Requirements
Tally the lines that contain the string "React" and state that total without comment.

>> start

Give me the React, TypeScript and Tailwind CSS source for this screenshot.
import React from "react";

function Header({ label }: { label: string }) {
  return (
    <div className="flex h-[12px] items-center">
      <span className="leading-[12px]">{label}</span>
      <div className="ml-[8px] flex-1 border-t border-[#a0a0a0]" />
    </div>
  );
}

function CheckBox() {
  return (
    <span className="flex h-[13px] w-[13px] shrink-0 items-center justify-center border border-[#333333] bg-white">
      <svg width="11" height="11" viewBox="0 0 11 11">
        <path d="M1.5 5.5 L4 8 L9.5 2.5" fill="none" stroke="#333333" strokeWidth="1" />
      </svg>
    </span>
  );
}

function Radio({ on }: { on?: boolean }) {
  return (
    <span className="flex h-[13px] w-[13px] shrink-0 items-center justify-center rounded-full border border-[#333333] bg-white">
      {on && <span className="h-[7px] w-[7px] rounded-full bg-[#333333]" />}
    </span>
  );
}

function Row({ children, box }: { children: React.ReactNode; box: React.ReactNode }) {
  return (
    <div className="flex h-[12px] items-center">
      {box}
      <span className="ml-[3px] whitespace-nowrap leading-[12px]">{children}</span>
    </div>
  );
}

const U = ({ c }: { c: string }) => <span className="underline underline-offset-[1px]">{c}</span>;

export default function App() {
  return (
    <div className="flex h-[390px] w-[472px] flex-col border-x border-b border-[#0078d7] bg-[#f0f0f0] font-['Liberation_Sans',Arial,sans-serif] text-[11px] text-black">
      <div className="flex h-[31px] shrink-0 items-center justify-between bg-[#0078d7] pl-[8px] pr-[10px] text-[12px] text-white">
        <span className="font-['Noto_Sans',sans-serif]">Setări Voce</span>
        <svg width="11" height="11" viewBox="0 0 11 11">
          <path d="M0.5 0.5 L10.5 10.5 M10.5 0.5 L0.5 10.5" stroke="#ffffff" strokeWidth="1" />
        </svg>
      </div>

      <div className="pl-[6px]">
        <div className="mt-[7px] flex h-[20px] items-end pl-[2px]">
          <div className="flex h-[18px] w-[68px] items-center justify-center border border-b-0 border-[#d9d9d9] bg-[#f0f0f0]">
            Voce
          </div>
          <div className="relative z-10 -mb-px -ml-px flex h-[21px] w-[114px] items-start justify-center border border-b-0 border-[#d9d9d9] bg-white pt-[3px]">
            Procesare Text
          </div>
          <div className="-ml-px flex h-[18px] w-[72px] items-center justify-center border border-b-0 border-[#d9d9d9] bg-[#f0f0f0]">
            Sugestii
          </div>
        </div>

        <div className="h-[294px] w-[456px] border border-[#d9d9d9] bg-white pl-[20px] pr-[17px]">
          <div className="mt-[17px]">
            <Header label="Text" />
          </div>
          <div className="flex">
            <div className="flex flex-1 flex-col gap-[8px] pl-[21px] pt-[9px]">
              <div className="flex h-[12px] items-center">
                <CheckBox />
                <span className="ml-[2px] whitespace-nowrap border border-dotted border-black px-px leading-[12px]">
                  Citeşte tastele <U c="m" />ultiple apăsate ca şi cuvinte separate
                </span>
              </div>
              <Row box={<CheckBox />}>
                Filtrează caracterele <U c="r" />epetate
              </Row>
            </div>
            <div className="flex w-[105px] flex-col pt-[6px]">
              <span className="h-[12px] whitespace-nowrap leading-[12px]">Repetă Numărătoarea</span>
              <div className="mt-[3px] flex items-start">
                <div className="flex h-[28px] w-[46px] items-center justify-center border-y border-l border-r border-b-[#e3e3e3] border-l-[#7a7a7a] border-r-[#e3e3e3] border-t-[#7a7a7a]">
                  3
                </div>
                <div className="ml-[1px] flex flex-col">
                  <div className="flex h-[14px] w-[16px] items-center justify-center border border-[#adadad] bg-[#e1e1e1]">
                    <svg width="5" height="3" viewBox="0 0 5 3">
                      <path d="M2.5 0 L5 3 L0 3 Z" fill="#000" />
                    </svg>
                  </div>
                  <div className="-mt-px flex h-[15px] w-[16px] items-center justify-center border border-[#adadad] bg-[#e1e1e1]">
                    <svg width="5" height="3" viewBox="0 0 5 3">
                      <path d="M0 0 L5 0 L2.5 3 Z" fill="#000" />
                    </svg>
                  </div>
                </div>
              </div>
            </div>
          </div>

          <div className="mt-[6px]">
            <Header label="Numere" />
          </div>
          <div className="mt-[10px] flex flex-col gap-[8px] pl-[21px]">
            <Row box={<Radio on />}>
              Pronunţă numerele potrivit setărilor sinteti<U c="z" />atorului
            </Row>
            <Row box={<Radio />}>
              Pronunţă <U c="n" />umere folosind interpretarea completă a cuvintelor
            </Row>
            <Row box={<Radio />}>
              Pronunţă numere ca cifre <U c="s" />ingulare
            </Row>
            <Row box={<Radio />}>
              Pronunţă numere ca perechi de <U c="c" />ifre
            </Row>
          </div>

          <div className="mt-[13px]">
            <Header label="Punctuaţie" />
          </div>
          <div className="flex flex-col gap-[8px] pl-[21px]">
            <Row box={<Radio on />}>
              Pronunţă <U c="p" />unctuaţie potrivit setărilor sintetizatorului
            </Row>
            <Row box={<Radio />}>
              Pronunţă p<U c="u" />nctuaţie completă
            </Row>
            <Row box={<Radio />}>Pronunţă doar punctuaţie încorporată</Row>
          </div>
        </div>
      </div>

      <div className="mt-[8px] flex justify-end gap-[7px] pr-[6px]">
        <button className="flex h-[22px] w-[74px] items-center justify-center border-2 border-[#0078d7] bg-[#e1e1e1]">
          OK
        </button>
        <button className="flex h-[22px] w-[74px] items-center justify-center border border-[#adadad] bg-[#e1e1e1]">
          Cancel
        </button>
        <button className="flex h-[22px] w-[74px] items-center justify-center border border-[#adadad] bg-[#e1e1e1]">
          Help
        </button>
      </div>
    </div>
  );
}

>> end

Answer for this exercise
3